Давайте же и мы не нарушать таинственного единства Церкви, помня, однако, что она началась в Вечности и в ней же имеет свое продолжение. И видя, как современные иерархи, пренебрегая большинством нашей Церкви, взирающим на нас из Вечности, рвут нити таинственного единства, бесстыдно разоряя каноны и предавая забвению священные предания, мы имеем полное право если не бросить камень, то уже поднять его с земли и пригрозить. Если же сомнительная догматическая верность «патриаршей» воле и навязанная «социальными доктринами» дисциплинированность паствы для нас важнее преданий церковных, то мы что угодно, но не Православные Христиане.
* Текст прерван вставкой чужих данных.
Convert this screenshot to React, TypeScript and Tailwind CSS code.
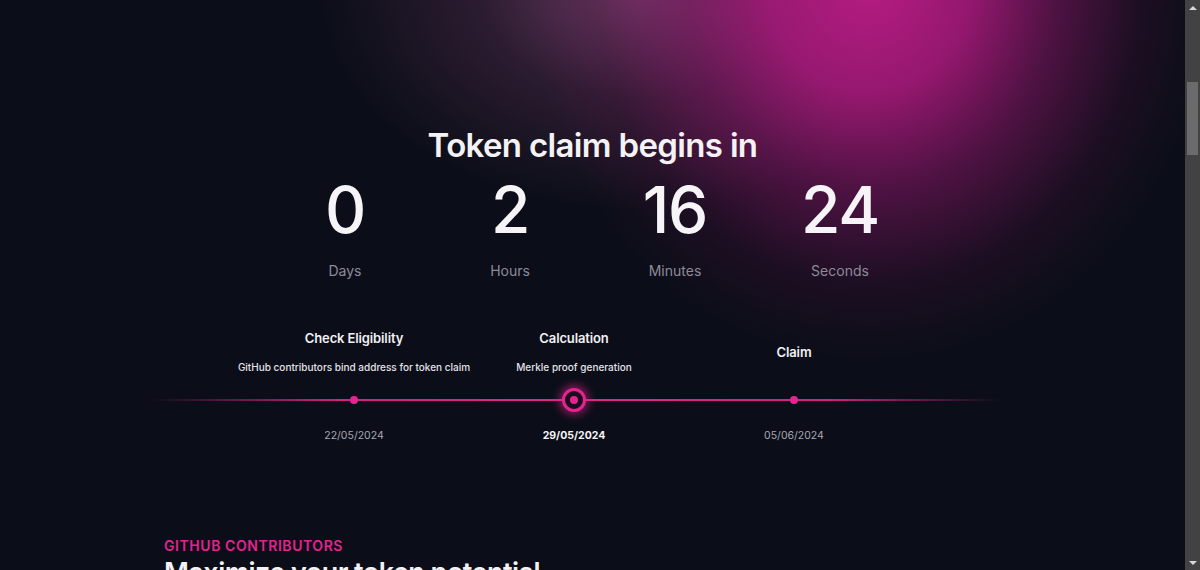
import React from "react";

const units = [
  { value: "0", label: "Days" },
  { value: "2", label: "Hours" },
  { value: "16", label: "Minutes" },
  { value: "24", label: "Seconds" },
];

const steps = [
  { title: "Check Eligibility", desc: "GitHub contributors bind address for token claim", date: "22/05/2024", active: false },
  { title: "Calculation", desc: "Merkle proof generation", date: "29/05/2024", active: true },
  { title: "Claim", desc: "", date: "05/06/2024", active: false },
];

function Dot({ active }: { active: boolean }) {
  if (active) {
    return (
      <div className="flex h-6 w-6 items-center justify-center rounded-full border-[3px] border-[#e3248f] bg-[#1a0c1c] shadow-[0_0_8px_3px_rgba(227,36,143,0.55)]">
        <div className="h-2 w-2 rounded-full bg-[#e3248f]" />
      </div>
    );
  }
  return <div className="h-2 w-2 rounded-full bg-[#e3248f]" />;
}

function Scrollbar() {
  return (
    <aside className="sticky top-0 flex h-screen w-[15px] shrink-0 flex-col items-center bg-[#424242]">
      <div className="flex h-[15px] w-full items-center justify-center">
        <div className="h-0 w-0 border-x-[4px] border-b-[4px] border-x-transparent border-b-[#d8d8d8]" />
      </div>
      <div className="mt-[67px] h-[73px] w-[11px] bg-[#6b6b6b]" />
      <div className="flex-1" />
      <div className="flex h-[15px] w-full items-center justify-center">
        <div className="h-0 w-0 border-x-[4px] border-t-[4px] border-x-transparent border-t-[#d8d8d8]" />
      </div>
    </aside>
  );
}

export default function App() {
  return (
    <div className="flex w-full items-start bg-[#0b0e18]">
      <main
        className="min-h-screen flex-1 overflow-hidden bg-[#0b0e18] text-white"
        style={{ fontFamily: "Inter, 'Noto Sans', sans-serif" }}
      >
        <section className="bg-[radial-gradient(ellipse_340px_380px_at_870px_-20px,rgba(182,28,130,1)_0%,rgba(170,25,124,0.86)_30%,rgba(140,22,105,0.52)_55%,rgba(90,16,70,0.22)_80%,rgba(11,14,24,0)_100%),radial-gradient(ellipse_320px_220px_at_640px_-10px,rgba(170,90,150,0.6)_0%,rgba(120,60,105,0.3)_50%,rgba(11,14,24,0)_100%)] bg-no-repeat pt-[123px] pb-[86px]">
          <h1 className="text-center text-[33px] font-semibold leading-[44px] tracking-[-0.02em] text-[#f4f2f5]">
            Token claim begins in
          </h1>

          <div className="mx-auto mt-[11px] grid w-[660px] grid-cols-4">
            {units.map((u) => (
              <div key={u.label} className="flex flex-col items-center">
                <div className="text-[64px] font-medium leading-[64px] tracking-[-0.02em] text-[#f6f4f7]">
                  {u.value}
                </div>
                <div className="mt-[19px] text-[14px] leading-5 text-[#8d8a99]">{u.label}</div>
              </div>
            ))}
          </div>

          <div className="ml-[150px] mt-[47px] w-[850px]">
            <div className="ml-[94px] grid h-[47px] w-[660px] grid-cols-3">
              {steps.map((s) => (
                <div key={s.title} className="flex flex-col items-center justify-center">
                  <div className="text-[13px] font-semibold leading-5 tracking-[-0.01em] text-[#f2f0f4]">
                    {s.title}
                  </div>
                  {s.desc && (
                    <div className="mt-[11px] whitespace-nowrap text-[10px] font-medium leading-4 text-[#e4e2e8]">
                      {s.desc}
                    </div>
                  )}
                </div>
              ))}
            </div>

            <div className="mt-[13px] h-6 w-[850px] bg-[linear-gradient(90deg,rgba(227,36,143,0)_0%,rgba(227,36,143,0.9)_22%,#e3248f_50%,rgba(227,36,143,0.9)_80%,rgba(227,36,143,0)_100%)] bg-[length:100%_2px] bg-center bg-no-repeat">
              <div className="ml-[94px] grid h-6 w-[660px] grid-cols-3">
                {steps.map((s) => (
                  <div key={s.title} className="flex items-center justify-center">
                    <Dot active={s.active} />
                  </div>
                ))}
              </div>
            </div>

            <div className="ml-[94px] mt-[16px] grid w-[660px] grid-cols-3">
              {steps.map((s) => (
                <div
                  key={s.title}
                  className={
                    s.active
                      ? "text-center text-[10.5px] font-bold leading-4 text-[#f6f4f7]"
                      : "text-center text-[10.5px] leading-4 text-[#a9a7b2]"
                  }
                >
                  {s.date}
                </div>
              ))}
            </div>
          </div>
        </section>

        <section className="pl-[164px] pt-[6px]">
          <div className="text-[14px] font-semibold uppercase leading-5 tracking-[0.04em] text-[#e3248f]">
            GitHub Contributors
          </div>
          <h2 className="mt-[-3px] text-[27px] font-semibold leading-10 tracking-[-0.02em] text-[#f4f2f5]">
            Maximize your token potential
          </h2>
          <div className="h-[400px]" />
        </section>
      </main>
      <Scrollbar />
    </div>
  );
}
Сегодня, как никогда раньше, мы видим реальную возможность осуществления того, о чем говорил православный американец Серафим (Роуз): «Все церковные организации в конце концов поклонятся антихристу». Растолковывая эти слова, он говорил, что «Церкви, в силу того, что являются организациями (не как мистическое Тело Христово!), вынуждены будут подчиниться единому мiровому руководителю, чтобы быть «признанными им для продолжения своего существования». Тем самым, по словам о. Константина Зайцева, «верность Христу принимает формы уже исповеднические», и «подвиг Русскости», орденский по своей сути, т. к. по силам лишь избранным, становится подвигом рыцарской верности Вере отцов, «готовой обратиться в мученичество».